Beginning at 5:30 p.m. on Jan. 12, hundreds of UCR freshmen formed a line that originated from the Student Recreation Center (SRC) Arena and extended out to the intersection of W. Linden Street and Aberdeen Drive to attend the launch of the second annual R’Gear program.
R’Gear is an initiative that was passed with the intention to invoke “highlander pride.” Its budget was approved during fall quarter after changes were made to the way that the program would be run in comparison to that of the prior year. Some of the changes made included further decreasing the cost of the program and not including any class-specific logos.
Although the availability of the sweaters was first-come, first-served, students who wanted a free sweater were asked to fill out a form that was sent out to the student population. Students were also required to post a status or picture via popular social media sites such as Facebook, Instagram or Twitter using the hashtags #ILoveUCR, #RGear or #ASUCR.
“I think that this was really cool how we get free sweaters and … it’s a great opportunity for like, the newcomers,” expressed Alicia Beltran-Beltran, a first-year psychology major.
First-year business economics student Nathaly Armas also agreed that R’Gear was a program that she enjoyed. “I think that it’s nice to get something back … It also gives us another piece to wear around school and just to show our pride … our Highlander pride.”
While freshmen were given priority in receiving a free sweater, other classes were able to obtain theirs the next day.
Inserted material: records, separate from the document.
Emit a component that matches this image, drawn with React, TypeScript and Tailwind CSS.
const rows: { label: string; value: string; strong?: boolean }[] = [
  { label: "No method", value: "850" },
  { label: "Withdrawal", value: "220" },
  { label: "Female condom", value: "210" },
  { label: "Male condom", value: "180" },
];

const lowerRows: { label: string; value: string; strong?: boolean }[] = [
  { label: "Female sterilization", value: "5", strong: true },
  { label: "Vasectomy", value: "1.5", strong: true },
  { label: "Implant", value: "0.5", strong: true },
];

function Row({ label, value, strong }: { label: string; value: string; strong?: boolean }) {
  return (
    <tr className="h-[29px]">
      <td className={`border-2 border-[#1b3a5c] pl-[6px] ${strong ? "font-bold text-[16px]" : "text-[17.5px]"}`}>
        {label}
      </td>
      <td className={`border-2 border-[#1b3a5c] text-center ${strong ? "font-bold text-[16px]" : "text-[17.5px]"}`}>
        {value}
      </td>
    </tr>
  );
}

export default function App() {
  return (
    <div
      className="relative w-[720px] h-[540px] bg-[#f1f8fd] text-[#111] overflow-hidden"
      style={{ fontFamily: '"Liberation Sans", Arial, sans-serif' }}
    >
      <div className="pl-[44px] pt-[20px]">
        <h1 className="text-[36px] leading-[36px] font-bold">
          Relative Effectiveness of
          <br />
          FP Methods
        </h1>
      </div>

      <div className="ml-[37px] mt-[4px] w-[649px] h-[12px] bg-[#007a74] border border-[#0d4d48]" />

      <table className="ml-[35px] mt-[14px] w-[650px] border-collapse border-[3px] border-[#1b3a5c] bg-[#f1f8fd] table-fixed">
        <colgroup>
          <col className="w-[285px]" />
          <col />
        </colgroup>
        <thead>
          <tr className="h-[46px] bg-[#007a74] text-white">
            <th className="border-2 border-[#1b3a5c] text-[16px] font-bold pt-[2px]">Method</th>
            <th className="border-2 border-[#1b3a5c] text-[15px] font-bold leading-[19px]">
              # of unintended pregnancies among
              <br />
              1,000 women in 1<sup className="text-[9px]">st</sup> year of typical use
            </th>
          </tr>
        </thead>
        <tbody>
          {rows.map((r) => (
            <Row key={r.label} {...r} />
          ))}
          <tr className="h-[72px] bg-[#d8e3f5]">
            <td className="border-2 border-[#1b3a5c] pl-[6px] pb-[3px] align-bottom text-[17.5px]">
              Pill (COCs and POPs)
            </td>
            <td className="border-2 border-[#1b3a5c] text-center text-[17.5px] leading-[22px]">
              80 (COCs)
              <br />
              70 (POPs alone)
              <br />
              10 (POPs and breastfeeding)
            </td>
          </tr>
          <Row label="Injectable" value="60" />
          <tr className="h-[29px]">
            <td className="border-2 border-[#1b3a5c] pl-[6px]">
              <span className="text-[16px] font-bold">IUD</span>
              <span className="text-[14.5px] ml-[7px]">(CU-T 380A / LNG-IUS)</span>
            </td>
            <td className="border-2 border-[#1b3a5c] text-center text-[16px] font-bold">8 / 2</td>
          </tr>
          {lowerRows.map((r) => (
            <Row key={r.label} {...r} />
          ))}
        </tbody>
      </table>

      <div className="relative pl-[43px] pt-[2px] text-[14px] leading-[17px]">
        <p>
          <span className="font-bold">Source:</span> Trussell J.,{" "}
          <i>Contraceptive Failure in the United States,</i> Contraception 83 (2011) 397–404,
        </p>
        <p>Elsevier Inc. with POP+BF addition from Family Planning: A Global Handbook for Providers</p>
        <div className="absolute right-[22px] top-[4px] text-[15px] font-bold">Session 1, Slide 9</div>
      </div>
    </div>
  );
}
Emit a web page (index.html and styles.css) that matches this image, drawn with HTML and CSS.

R’Gear was planned to take place over a span of four days, but all of the sweaters from this year’s order were distributed by the second day.
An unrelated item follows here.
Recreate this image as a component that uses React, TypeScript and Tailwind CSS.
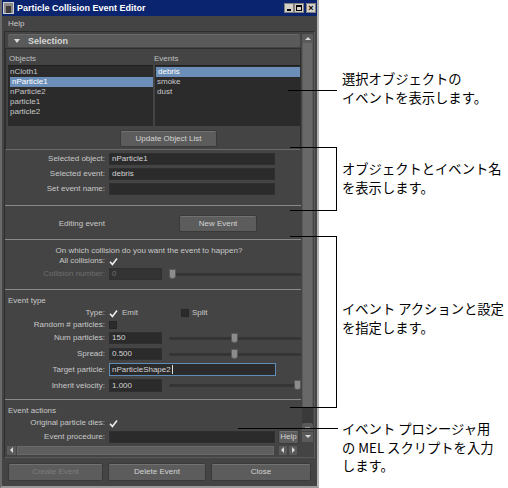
import React from 'react';

function Check() {
  return (
    <svg width="9" height="9" viewBox="0 0 9 9" className="block">
      <path d="M1 4.8 L3.4 7.4 L8 1.4" stroke="#ececec" strokeWidth="1.6" fill="none" />
    </svg>
  );
}

function Box() {
  return <div className="w-[8px] h-[8px] bg-[#2b2b2b] border border-[#262626]" />;
}

function Field({ w, text, focus }: { w: number; text?: string; focus?: boolean }) {
  return (
    <div
      className={
        'h-full bg-[#2b2b2b] text-[#d4d4d4] pl-[2px] flex items-center leading-none border ' +
        (focus ? 'border-[#5f8db8]' : 'border-[#2f2f2f]')
      }
      style={{ width: w }}
    >
      {text}
      {focus && <span className="w-px h-[9px] bg-[#e0e0e0] ml-px" />}
    </div>
  );
}

function Slider({ pos }: { pos: number }) {
  return (
    <div className="relative ml-[4px] h-full w-[133px] flex items-center">
      <div className="h-[3px] w-full rounded-full bg-[#353535]" />
      <div
        className="absolute top-[1px] w-[7px] h-[10px] bg-[#8c8c8c] border border-[#5a5a5a] rounded-b-[3px]"
        style={{ left: pos }}
      />
    </div>
  );
}

function Label({ children, dim }: { children: React.ReactNode; dim?: boolean }) {
  return (
    <div className={'w-[101px] pr-[1px] text-right shrink-0 ' + (dim ? 'text-[#6e6e6e]' : 'text-[#c8c8c8]')}>
      {children}
    </div>
  );
}

function Row({ h, mt, children }: { h: number; mt: number; children: React.ReactNode }) {
  return (
    <div className="flex items-center gap-[3px]" style={{ height: h, marginTop: mt }}>
      {children}
    </div>
  );
}

function Sep({ mt }: { mt: number }) {
  return (
    <div style={{ marginTop: mt }}>
      <div className="h-px bg-[#8a8a8a]" />
    </div>
  );
}

function Btn({ w, children, dim }: { w: number; children: React.ReactNode; dim?: boolean }) {
  return (
    <div
      className={
        'h-full flex items-center justify-center bg-[#5c5c5c] border border-[#3a3a3a] rounded-[2px] shadow-[inset_0_1px_0_#717171] ' +
        (dim ? 'text-[#7c7c7c]' : 'text-[#d4d4d4]')
      }
      style={{ width: w }}
    >
      {children}
    </div>
  );
}

function Arrow({ dir }: { dir: 'up' | 'down' | 'left' | 'right' }) {
  const d = {
    up: 'M1 5 L4 2 L7 5 Z',
    down: 'M1 2 L4 5 L7 2 Z',
    left: 'M5 1 L2 4 L5 7 Z',
    right: 'M3 1 L6 4 L3 7 Z',
  }[dir];
  return (
    <svg width="8" height="8" viewBox="0 0 8 8" className="block">
      <path d={d} fill="#d8d8d8" />
    </svg>
  );
}

const objects = ['nCloth1', 'nParticle1', 'nParticle2', 'particle1', 'particle2'];
const events = ['debris', 'smoke', 'dust'];

function Editor() {
  return (
    <div className="w-[319px] h-[488px] bg-[#444444] border-l-[2px] border-r-[2px] border-b-[2px] border-l-[#6a6a6a] border-r-[#b4b4b4] border-b-[#9a9a9a] flex flex-col font-['Liberation_Sans',Arial,sans-serif] text-[8px] leading-none select-none">
      {/* title bar */}
      <div className="h-[16px] bg-[#0b2470] flex items-center pl-[1px] pr-[1px]">
        <div className="w-[11px] h-[12px] bg-[#8a8a8a] border border-[#cfcfcf] flex items-end justify-center">
          <div className="w-[5px] h-[7px] bg-[#3c3c3c]" />
        </div>
        <div className="ml-[3px] text-white font-bold text-[9px]">Particle Collision Event Editor</div>
        <div className="ml-auto flex items-center">
          <div className="w-[10px] h-[10px] bg-[#d4d0c8] border border-[#808080] flex items-end justify-center pb-[1px]">
            <div className="w-[4px] h-[2px] bg-black" />
          </div>
          <div className="w-[10px] h-[10px] bg-[#d4d0c8] border border-[#808080] flex items-center justify-center">
            <div className="w-[6px] h-[6px] border border-black border-t-[2px]" />
          </div>
          <div className="ml-[2px] w-[10px] h-[10px] bg-[#d4d0c8] border border-[#808080] flex items-center justify-center text-black text-[9px] font-bold">
            ×
          </div>
        </div>
      </div>
      {/* menu */}
      <div className="h-[15px] flex items-center pl-[6px] text-[#c8c8c8]">Help</div>
      {/* frame */}
      <div className="ml-[2px] w-[311px] h-[427px] border border-[#2e2e2e] border-r-[#5a5a5a] border-b-[#5a5a5a] flex">
        <div className="w-[296px] flex flex-col">
          {/* header */}
          <div className="mt-[2px] ml-[3px] w-[292px] h-[13px] bg-[#5a5a5a] rounded-[2px] flex items-center pl-[6px] border-t border-[#686868]">
            <svg width="6" height="5" viewBox="0 0 6 5" className="block">
              <path d="M0 0 L6 0 L3 4 Z" fill="#dcdcdc" />
            </svg>
            <span className="ml-[8px] font-bold text-[9px] text-[#d6d6d6]">Selection</span>
          </div>
          {/* selection frame */}
          <div className="mt-[1px] h-[102px] border border-[#2f2f2f] border-b-[#6a6a6a] flex flex-col">
            <div className="mt-[4px] h-[11px] flex items-center text-[#c0c0c0]">
              <div className="w-[148px] pl-[3px]">Objects</div>
              <div>Events</div>
            </div>
            <div className="mt-[1px] h-[61px] flex gap-[2px] pl-[2px]">
              <div className="w-[145px] h-full bg-[#2b2b2b] border-t border-[#1f1f1f] pt-px">
                {objects.map((o, i) => (
                  <div
                    key={o}
                    className={
                      'h-[10px] flex items-center pl-[2px] ' +
                      (i === 1 ? 'bg-[#6b8fb9] text-white ml-[2px]' : 'text-[#c8c8c8]')
                    }
                  >
                    {o}
                  </div>
                ))}
              </div>
              <div className="w-[145px] h-full bg-[#2b2b2b] border-t border-[#1f1f1f] pt-px">
                {events.map((o, i) => (
                  <div
                    key={o}
                    className={
                      'h-[10px] flex items-center pl-[2px] ' +
                      (i === 0 ? 'bg-[#6b8fb9] text-white ml-px' : 'text-[#c8c8c8]')
                    }
                  >
                    {o}
                  </div>
                ))}
              </div>
            </div>
            <div className="mt-[4px] h-[17px] ml-[114px]">
              <Btn w={97}>Update Object List</Btn>
            </div>
          </div>

          <Row h={12} mt={3}>
            <Label>Selected object:</Label>
            <Field w={166} text="nParticle1" />
          </Row>
          <Row h={12} mt={3}>
            <Label>Selected event:</Label>
            <Field w={166} text="debris" />
          </Row>
          <Row h={12} mt={3}>
            <Label>Set event name:</Label>
            <Field w={166} />
          </Row>

          <Sep mt={10} />

          <div className="mt-[9px] h-[17px] flex items-center">
            <div className="w-[101px] text-right text-[#c8c8c8] pr-[1px]">Editing event</div>
            <div className="ml-[73px] h-full">
              <Btn w={78}>New Event</Btn>
            </div>
          </div>

          <Sep mt={7} />

          <div className="mt-[6px] h-[10px] flex items-center justify-center text-[#c8c8c8] pr-[8px]">
            On which collision do you want the event to happen?
          </div>
          <Row h={10} mt={0}>
            <Label>All collisions:</Label>
            <Check />
          </Row>
          <Row h={12} mt={2}>
            <Label dim>Collision number:</Label>
            <div className="h-full w-[54px] bg-[#333333] border border-[#303030] text-[#6e6e6e] flex items-center pl-[2px]">0</div>
            <Slider pos={0} />
          </Row>

          <Sep mt={9} />

          <div className="mt-[6px] h-[10px] flex items-center pl-[3px] text-[#c8c8c8]">Event type</div>
          <Row h={10} mt={2}>
            <Label>Type:</Label>
            <Check />
            <span className="text-[#c8c8c8] ml-px">Emit</span>
            <div className="ml-[40px]">
              <Box />
            </div>
            <span className="text-[#c8c8c8]">Split</span>
          </Row>
          <Row h={10} mt={2}>
            <Label>Random # particles:</Label>
            <Box />
          </Row>
          <Row h={12} mt={2}>
            <Label>Num particles:</Label>
            <Field w={54} text="150" />
            <Slider pos={62} />
          </Row>
          <Row h={12} mt={4}>
            <Label>Spread:</Label>
            <Field w={54} text="0.500" />
            <Slider pos={62} />
          </Row>
          <Row h={13} mt={3}>
            <Label>Target particle:</Label>
            <Field w={167} text="nParticleShape2" focus />
          </Row>
          <Row h={13} mt={3}>
            <Label>Inherit velocity:</Label>
            <Field w={54} text="1.000" />
            <Slider pos={125} />
          </Row>

          <Sep mt={7} />

          <div className="mt-[6px] h-[10px] flex items-center pl-[3px] text-[#c8c8c8]">Event actions</div>
          <Row h={10} mt={2}>
            <Label>Original particle dies:</Label>
            <Check />
          </Row>
          <Row h={14} mt={2}>
            <Label>Event procedure:</Label>
            <div className="h-[12px]">
              <Field w={166} />
            </div>
            <div className="h-full">
              <Btn w={21}>Help</Btn>
            </div>
          </Row>

          {/* horizontal scrollbar */}
          <div className="mt-[1px] h-[10px] flex items-center pl-[2px] gap-[1px]">
            <div className="w-[9px] h-[9px] bg-[#5a5a5a] flex items-center justify-center">
              <Arrow dir="left" />
            </div>
            <div className="w-[257px] h-[9px] bg-[#5e5e5e] border border-[#6a6a6a] flex items-center justify-center">
              <div className="w-[10px] h-[5px] bg-[radial-gradient(#9a9a9a_0.6px,transparent_0.7px)] bg-[length:2px_2px]" />
            </div>
            <div className="ml-[4px] w-[8px] h-[9px] bg-[#5a5a5a] flex items-center justify-center">
              <Arrow dir="left" />
            </div>
            <div className="ml-px w-[8px] h-[9px] bg-[#5a5a5a] flex items-center justify-center">
              <Arrow dir="right" />
            </div>
          </div>
        </div>

        {/* vertical scrollbar */}
        <div className="ml-px w-[11px] flex flex-col pt-[2px]">
          <div className="h-[9px] bg-[#5a5a5a] flex items-center justify-center">
            <Arrow dir="up" />
          </div>
          <div className="h-[364px] bg-[#686868] border-x border-[#5a5a5a] flex items-center justify-center">
            <div className="w-[6px] h-[12px] bg-[radial-gradient(#999_0.6px,transparent_0.7px)] bg-[length:2px_2px]" />
          </div>
          <div className="h-[16px] bg-[#3a3a3a] bg-[radial-gradient(#4c4c4c_0.6px,transparent_0.7px)] bg-[length:2px_2px]" />
          <div className="h-[8px] bg-[#5a5a5a] flex items-center justify-center rounded-t-[3px]">
            <div className="w-[5px] h-px bg-[#9a9a9a]" />
          </div>
          <div className="mt-px h-[10px] bg-[#5a5a5a] flex items-center justify-center">
            <Arrow dir="down" />
          </div>
        </div>
      </div>

      {/* bottom buttons */}
      <div className="mt-[5px] h-[18px] flex gap-[5px] pl-[6px]">
        <Btn w={95} dim>
          Create Event
        </Btn>
        <Btn w={98}>Delete Event</Btn>
        <Btn w={100}>Close</Btn>
      </div>
    </div>
  );
}

function Note({ top, lines }: { top: number; lines: string[] }) {
  return (
    <div className="absolute left-[342px] text-black text-[13.3px] leading-[18.5px]" style={{ top }}>
      {lines.map((l) => (
        <div key={l} className="whitespace-nowrap">
          {l}
        </div>
      ))}
    </div>
  );
}

function Line({ x, y, w, h }: { x: number; y: number; w: number; h: number }) {
  return <div className="absolute bg-black" style={{ left: x, top: y, width: w, height: h }} />;
}

export default function App() {
  return (
    <div className="relative w-[508px] h-[488px] bg-white overflow-hidden font-['Noto_Sans_CJK_JP','Noto_Sans',sans-serif]">
      <Editor />

      {/* callouts */}
      <Line x={288} y={90} w={49} h={1} />

      <Line x={290} y={147} w={47} h={1} />
      <Line x={336} y={147} w={1} h={64} />
      <Line x={290} y={210} w={47} h={1} />

      <Line x={290} y={236} w={47} h={1} />
      <Line x={336} y={236} w={1} h={172} />
      <Line x={290} y={407} w={47} h={1} />

      <Line x={238} y={428} w={100} h={1} />

      <Note top={70} lines={['選択オブジェクトの', 'イベントを表示します。']} />
      <Note top={160} lines={['オブジェクトとイベント名', 'を表示します。']} />
      <Note top={300} lines={['イベント アクションと設定', 'を指定します。']} />
      <Note top={420} lines={['イベント プロシージャ用', 'の MEL スクリプトを入力', 'します。']} />
    </div>
  );
}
“I think that it was very popular, like we ran out by today for all the new ones by one o’clock, so day one,“ said ASUCR Vice President of Finance Shafi Karim on Wed. Jan. 13. Karim played a key role in helping R’Gear continue for its second year by minimizing costs and reducing items in the ASUCR budget to allow for spending on this program. “We expected to run out, but I didn’t expect it to run out that quick.”
Because of the changes made in terms of cost in comparison to last year, Karim explained, “The reason we ran out so quick is because I did order less for this year because we were spending $21,000 … more than $21,000 less than last year.” This year’s total costs for the sweaters totaled approximately $30,728.88 for more than 3,000 sweaters and were certified to be sweatshop-free by the graphics shop they were ordered from.